Observing the tenth anniversary of the death of Fr. Ray Brennan, a Redemptorist missionary from the U.S., the Thai community has launched fundraising initiatives to support the orphanage he founded.

Fr. Brennan was an extraordinarily "zealous, friendly, and exemplary" priest who fell in love with his mission and was in turn "loved by all," Fr. Mathew Vrasak Buranapol, a Redemptorist and missionary companion to Fr. Brennan, told CNA Dec. 8.

Fr. Buranapol added that Fr. Brennan's mission of "love and charity" to give "dignity to human life" encouraged him to be a foster-father to the orphans and abandoned children of Thailand.

Fr. Brennan was born to a Catholic family in Chicago in 1932, and was ordained a priest of the St. Louis province of the Redemptorist order.

In the early 1960s he was sent to Loei in far-northern Thailand to administer a parish and to serve American troops in Thailand near the border with Laos and Vietnam.

After ten years he was sent to Pattaya, a city on the Bay of Bangkok, serving as a pastor and an auxiliary chaplain to American troops at the nearby Utapao airport and military base.

During a Sunday Mass in 1974, a women brought her baby and handed him over to Fr. Brennan; she could not keep the child, as she had lost his father. The priest accepted care of the child, and he eventually developed an orphanage.

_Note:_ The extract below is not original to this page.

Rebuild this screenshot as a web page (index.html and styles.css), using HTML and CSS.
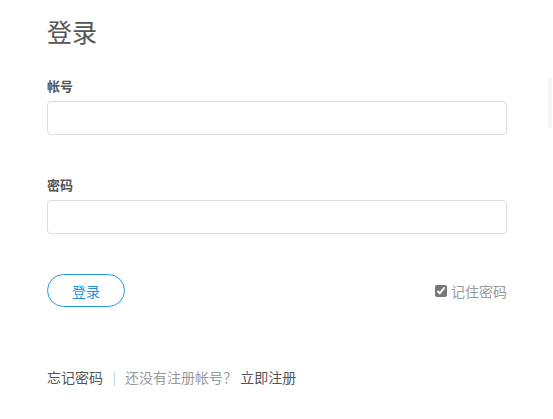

The Father Ray Foundation now operates an orphanage in Pattaya which accommodates 850 children from across Thailand who have been orphaned, abused, born on the streets, and are disadvantaged or have disabilities such as autism or blindness.

The Redemporists associated with the foundation run a vocational school for the disabled, and a school for the blind which is under the patronage of Princess Maha Chakri Sirindhorn.

There are also two orphanages; an outreach center for those living on the streets; a day care; and a center for children with special needs, all operating under the motto "we never turn a needy child away."

Fr. Brennan died Aug. 16, 2003, after becoming known across Thailand for his charitable work. He was buried in Pattaya. The Thai king, Bhumibol Adulyadej, sent emissaries to his funeral with a case of royal soil to be buried with the priest, the highest honor granted to the people of Thailand.

On the tenth anniversary of his death, the government of Pattaya organized a month-long commemoration, culminating with the Dec. 8 feast of the Immaculate Conception at the city's promenade.

Thousand of people, including various religious communities and physically challenged children, participated in events to promote the legacy of Fr. Brennan.

Fr. Peter Srivorakul, president of the Father Ray Foundation, told CNA that the priest had changed Pattaya's image, and that more than 2,000 disabled children have secured livelihoods through the work he started.